Il visitatore non mancò di riprendere la questione dell’istituzione del seminario, senza tuttavia riuscire a risolverla. Il problema della formazione del clero attraverso l’istituzione dei seminari, esigenza avvertita dappertutto, ma in molte diocesi non soddisfatta per difficoltà finanziarie, aveva trovato soluzione a Lecce nel collegio dei gesuiti presenti già dagli ultimi decenni del Cinquecento, guidati dal 1595 dalla personalità carismatica di Bernardino Realino. Alla morte di quest’ultimo nel 1616 si attivò una devozione spontanea che il vescovo fu richiamato dal S. Uffizio nel 1625 a regolare secondo le recenti più rigorose direttive in materia di culti imposte da papa Urbano VIII.
Una sorta di bilancio della lunga attività pastorale di Spina è ravvisabile nella relatio che sottoscrisse il 17 maggio 1638, a meno di un anno dalla scomparsa e a mezzo secolo quasi compiuto di lavoro, dove si coglie il turbamento e lo sconforto per non aver potuto ottenere i risultati desiderati: «in templis divini cultus reverentia prolapsa est in hac civitate, [...] hic ludi in vilioribus locis vetiti publice exercentur, scurriles cachinni profanae et impudicae cantiones audiuntur, hic denique enormissima quaeqe peccata committuntur» (relatio, 1638). Si tratta di un bilancio carico di amarezza per i numerosi momenti e le frequentissime occasioni che avevano visto limitata la sua attività ed emarginato il suo impegno, ostacolato dal clima di perenne conflittualità con la giurisdizione civile; una costante della sua biografia.
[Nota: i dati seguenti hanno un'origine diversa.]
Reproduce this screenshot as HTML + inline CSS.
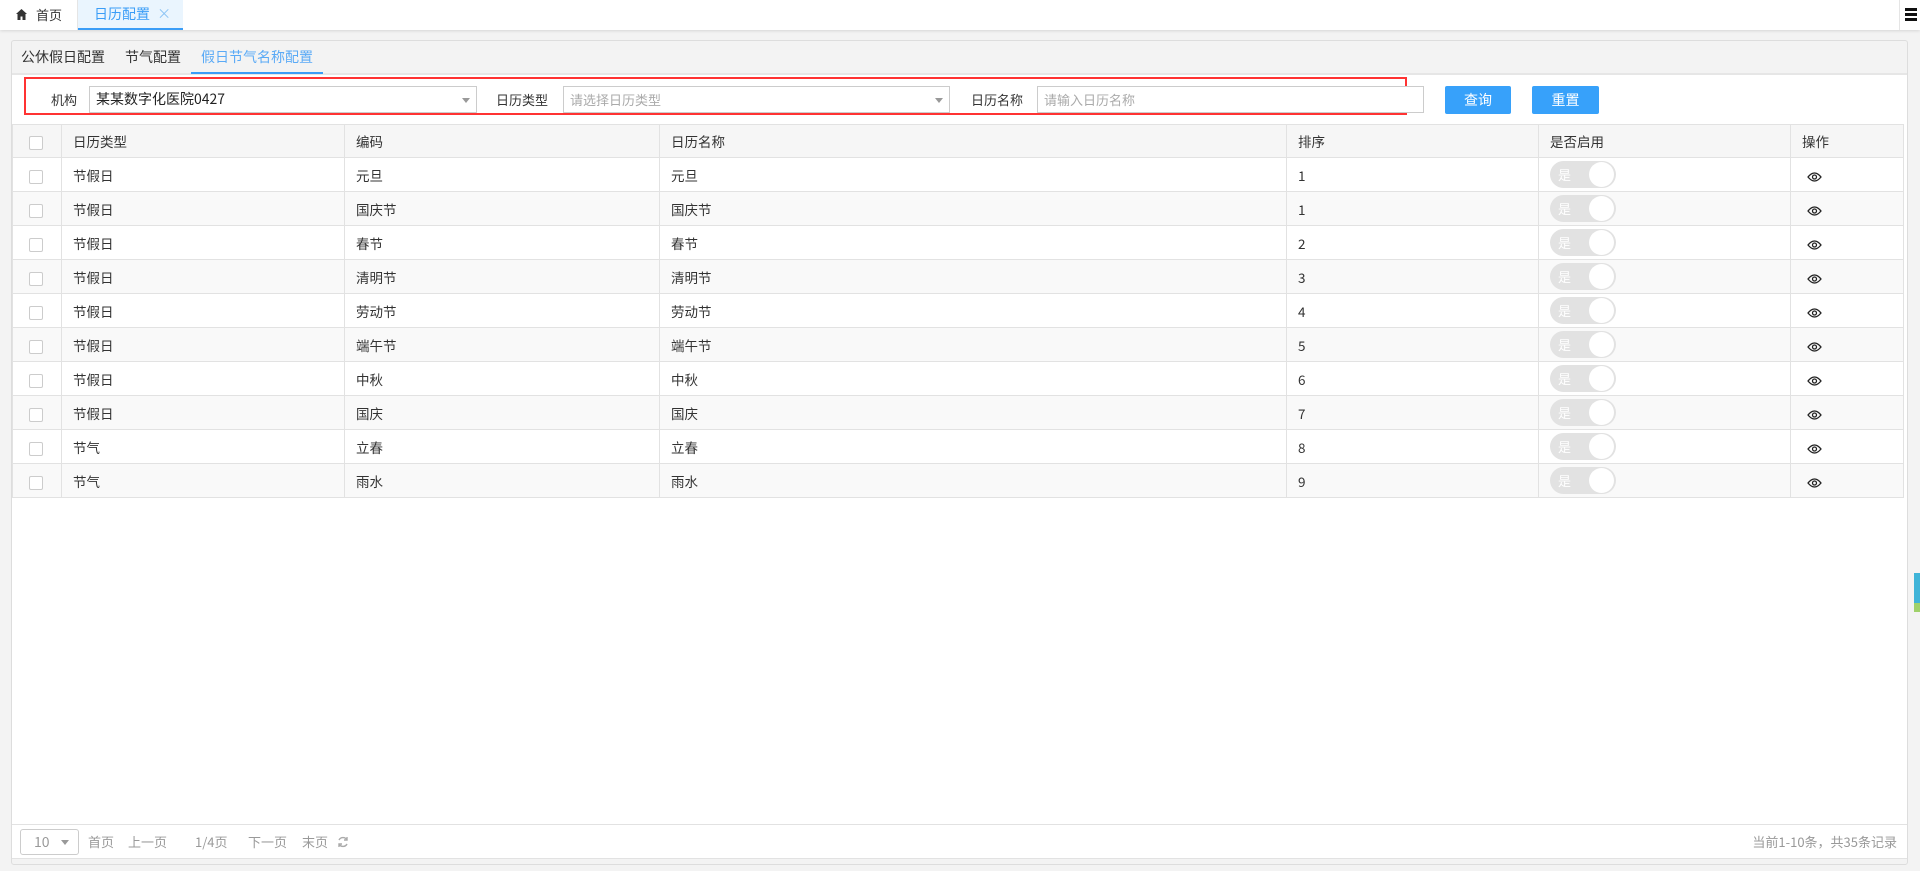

Dopo la morte di Spina, avvenuta il 3 marzo 1639 (Notizie..., 1991, p. 40), giunse a reggere la diocesi un altro aristocratico napoletano, Luigi Pappacoda, giovane, di tutt’altra tempra e di capacità di governo tali da riuscire a imporre la centralità e il prestigio del potere vescovile nella città e a consacrare anche architettonicamente il volto barocco di Lecce.
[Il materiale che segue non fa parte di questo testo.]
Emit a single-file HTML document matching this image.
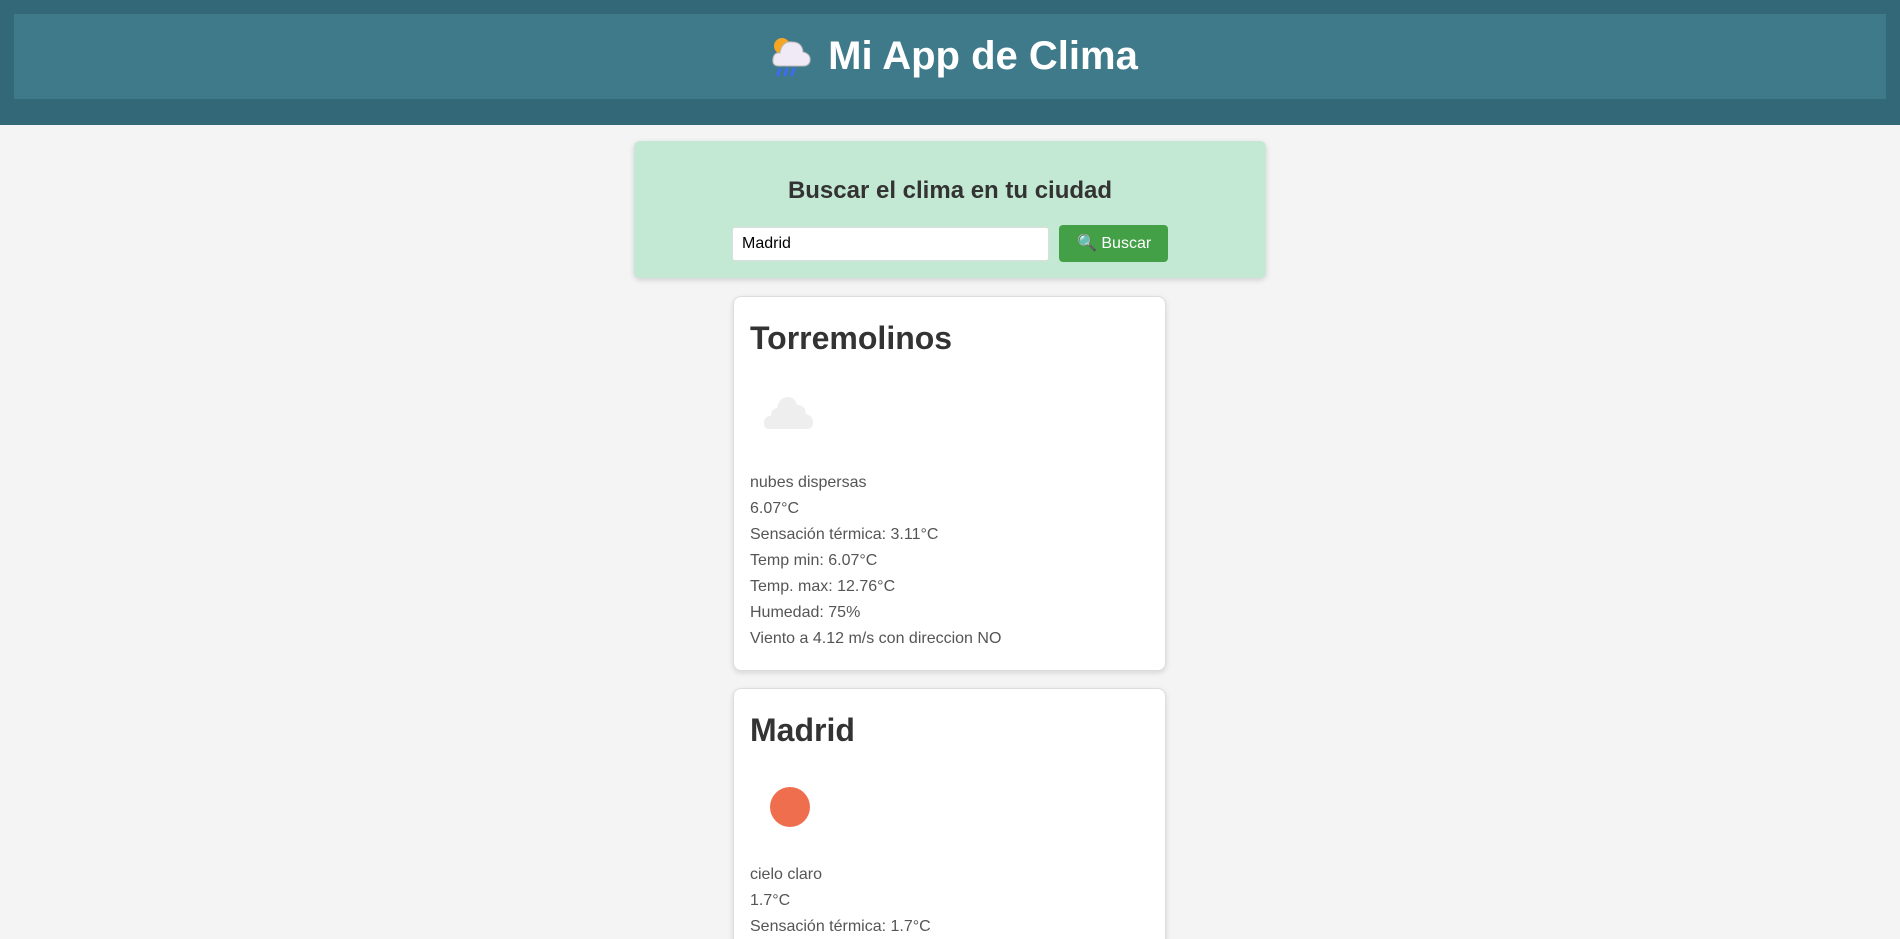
<!DOCTYPE html>
<html><head><meta charset="utf-8"><style>
*{box-sizing:border-box;margin:0;padding:0}
html{width:1900px;height:939px;overflow:hidden}
body{width:1900px;height:939px;overflow:hidden;background:#f4f4f4;font-family:"Liberation Sans",Arial,sans-serif;position:relative}
.hdr{position:absolute;left:0;top:0;width:1900px;height:125px;background:#336879}
.band{position:absolute;left:14px;top:14px;width:1872px;height:85px;background:#3f7a8b}
.title{position:absolute;left:0;top:0;width:100%;height:85px;line-height:85px;text-align:center;color:#fff;font-weight:bold;font-size:40px;padding-left:8px}
.title svg{vertical-align:-8px;margin-right:14px}
.search{position:absolute;left:634px;top:141px;width:632px;height:137px;background:#c3e8d4;border-radius:6px;box-shadow:0 2px 6px rgba(0,0,0,.15)}
.sh{position:absolute;top:36px;left:0;width:100%;text-align:center;font-size:24px;font-weight:bold;color:#333}
.inp{position:absolute;left:98px;top:86px;width:317px;height:34px;background:#fff;border:1px solid #ddd;border-radius:3px;font-size:16px;line-height:32px;padding-left:9px;color:#000}
.btn{position:absolute;left:425px;top:84px;width:109px;height:37px;background:#43a047;border-radius:4px;color:#fff;font-size:16px;line-height:37px;padding-left:18px}
.card{position:absolute;left:733px;width:433px;background:#fff;border:1px solid #ddd;border-radius:8px;box-shadow:0 2px 6px rgba(0,0,0,.12)}
.card h2{position:absolute;left:16px;top:23px;font-size:32px;line-height:37px;color:#333}
.card .ic{position:absolute;left:15px;top:66px;width:100px;height:100px}
.card .tx{position:absolute;left:16px;top:173px;font-size:16px;line-height:26px;color:#555}
</style></head><body>
<div class="hdr"><div class="band"><div class="title"><svg width="44" height="44" viewBox="0 0 44 44"><circle cx="12" cy="13" r="8" fill="#f6a623"/><path d="M9 33 Q2 33 3 26 Q4 19 10 20 Q12 8 22 9 Q32 9 33 19 Q41 21 40 28 Q39 33 33 33 Z" fill="#f0eaf6" stroke="#bbb" stroke-width="1"/><path d="M10 36 l-2 6 M17 36 l-2 6 M24 36 l-2 6" stroke="#3d6cf0" stroke-width="3" stroke-linecap="round"/></svg>Mi App de Clima</div></div></div>
<div class="search"><div class="sh">Buscar el clima en tu ciudad</div><div class="inp">Madrid</div><div class="btn"><span style="color:#2a8ee0">&#128269;</span> Buscar</div></div>
<div class="card" style="top:296px;height:375px"><h2>Torremolinos</h2>
<svg class="ic" viewBox="0 0 100 100"><path d="M20 66 Q15 66 15 60 Q15 53 22 53 Q22 46 28 45 Q30 35 38 34 Q46 34 48 42 Q53 42 56 46 Q57 50 57 51 Q64 53 64 59 Q64 66 58 66 Z" fill="#eeeeee"/></svg>
<div class="tx">nubes dispersas<br>6.07°C<br>Sensación térmica: 3.11°C<br>Temp min: 6.07°C<br>Temp. max: 12.76°C<br>Humedad: 75%<br>Viento a 4.12 m/s con direccion NO</div></div>
<div class="card" style="top:688px;height:270px"><h2>Madrid</h2>
<svg class="ic" viewBox="0 0 100 100"><circle cx="41" cy="52" r="20" fill="#ee6e4d"/></svg>
<div class="tx">cielo claro<br>1.7°C<br>Sensación térmica: 1.7°C</div></div>
</body></html>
Fonti e Bibl.: Archivio segreto Vaticano, Congr. Concilio, Relat. dioec., Lycien. Visitatio sacrorum liminum et relatio status Ecclesiae Lycien. et dioecesis anni 1594, 1638; Lecce, Biblioteca provinciale N. Bernardini, ms. 37: N. Fatalò, Serie de’ vescovi di Lecce, cc. 163-165.
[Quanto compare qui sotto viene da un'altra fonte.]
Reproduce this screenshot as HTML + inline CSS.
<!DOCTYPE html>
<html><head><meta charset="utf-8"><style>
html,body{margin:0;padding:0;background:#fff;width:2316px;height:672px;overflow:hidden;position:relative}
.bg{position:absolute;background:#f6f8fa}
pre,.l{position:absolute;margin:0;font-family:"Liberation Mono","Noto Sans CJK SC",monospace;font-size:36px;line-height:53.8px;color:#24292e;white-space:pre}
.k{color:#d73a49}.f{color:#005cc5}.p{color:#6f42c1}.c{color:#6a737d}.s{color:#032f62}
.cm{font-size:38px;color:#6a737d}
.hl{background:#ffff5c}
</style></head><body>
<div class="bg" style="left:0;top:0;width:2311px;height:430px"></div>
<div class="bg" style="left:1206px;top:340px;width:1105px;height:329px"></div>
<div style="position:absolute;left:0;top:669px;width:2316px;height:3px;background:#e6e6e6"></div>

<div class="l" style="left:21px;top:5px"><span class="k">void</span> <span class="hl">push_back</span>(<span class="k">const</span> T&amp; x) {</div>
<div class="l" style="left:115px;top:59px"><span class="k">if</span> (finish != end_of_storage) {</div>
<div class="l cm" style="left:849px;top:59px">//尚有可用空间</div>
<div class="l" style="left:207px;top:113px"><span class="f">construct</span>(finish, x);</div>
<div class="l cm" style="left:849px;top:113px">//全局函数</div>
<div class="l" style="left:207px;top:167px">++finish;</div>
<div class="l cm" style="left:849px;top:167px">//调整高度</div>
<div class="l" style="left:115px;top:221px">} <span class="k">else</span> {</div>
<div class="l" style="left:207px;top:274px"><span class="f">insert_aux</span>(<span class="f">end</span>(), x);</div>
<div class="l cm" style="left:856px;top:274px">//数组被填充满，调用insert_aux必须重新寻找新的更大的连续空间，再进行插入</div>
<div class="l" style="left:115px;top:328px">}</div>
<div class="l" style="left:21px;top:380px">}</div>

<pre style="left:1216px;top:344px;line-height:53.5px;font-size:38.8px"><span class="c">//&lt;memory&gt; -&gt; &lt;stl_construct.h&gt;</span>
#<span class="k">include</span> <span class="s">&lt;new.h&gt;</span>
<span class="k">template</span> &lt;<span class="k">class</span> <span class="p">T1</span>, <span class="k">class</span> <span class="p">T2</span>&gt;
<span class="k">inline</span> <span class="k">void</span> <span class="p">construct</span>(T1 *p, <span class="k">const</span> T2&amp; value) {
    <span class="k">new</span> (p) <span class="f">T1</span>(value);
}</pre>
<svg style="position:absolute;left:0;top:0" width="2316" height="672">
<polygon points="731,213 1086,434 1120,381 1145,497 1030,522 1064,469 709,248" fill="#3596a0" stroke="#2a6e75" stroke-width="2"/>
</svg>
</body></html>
C. De Lellis, Discorsi delle famiglie nobili del Regno di Napoli, parte III, Napoli 1671, p. 109; Hierarchia catholica Medii et Recentioris Aevi, III, a cura di G. Van Gulik - C. Eubel, Monasterii 1923, p. 225; M. Rosa, Geografia e storia religiosa per l’Atlante storico italiano, in Nuova rivista storica, LIII (1969), 1-2, pp. 1-43; G.M. Viscardi, Andrea Perbenedetti: un vescovo borromaico nel Mezzogiorno secentesco, in San Carlo e il suo tempo. Atti del Convegno..., Milano... 1984, II, Roma 1986, pp. 1185-1205; M. Spedicato, Episcopato e processi di tridentinizzazione a Lecce nel XVII secolo, in Società, congiunture demografiche e religiosità in Terra d’Otranto nel XVII secolo, a cura di B. Pellegrino - M. Spedicato, Galatina 1990, pp. 229-276; Notizie della città di Lecce ricavate da un manoscritto di Andrea Panettera leccese, a cura di A. Laporta, Lecce 1991, p. 40; M. Paone, Lecce al tempo dei vescovi S. S. e Luigi Pappacoda, in Id., La lupa sotto il leccio, Galatina 1995, pp. 170-206; M. Spedicato, La città e la Chiesa, in Storia di Lecce dagli spagnoli all’Unità, a cura di B. Pellegrino, Roma-Bari 1995, pp. 113-130; F. Gaudioso, Lecce in età moderna. Società amministrazione e potere locale, Galatina 1996, pp. 38 s.; S. Ricci, Il sommo inquisitore. Giulio Antonio Santori tra autobiografia e storia 1532-1602, Roma 2002, p. 28; F. De Luca, La visita apostolica di Andrea Perbenedetti nella città e diocesi di Lecce, in Kronos, 2005, n. 8, pp. 31-68; V. Fiorelli, I sentieri dell’inquisitore. Sant’Uffizio, periferie ecclesiastiche e disciplinamento devozionale (1615-1678), Napoli 2009, pp. 193 s.; B. Pellegrino - O. Confessore, Breve storia di Lecce, Pisa 2009, pp. 62-65.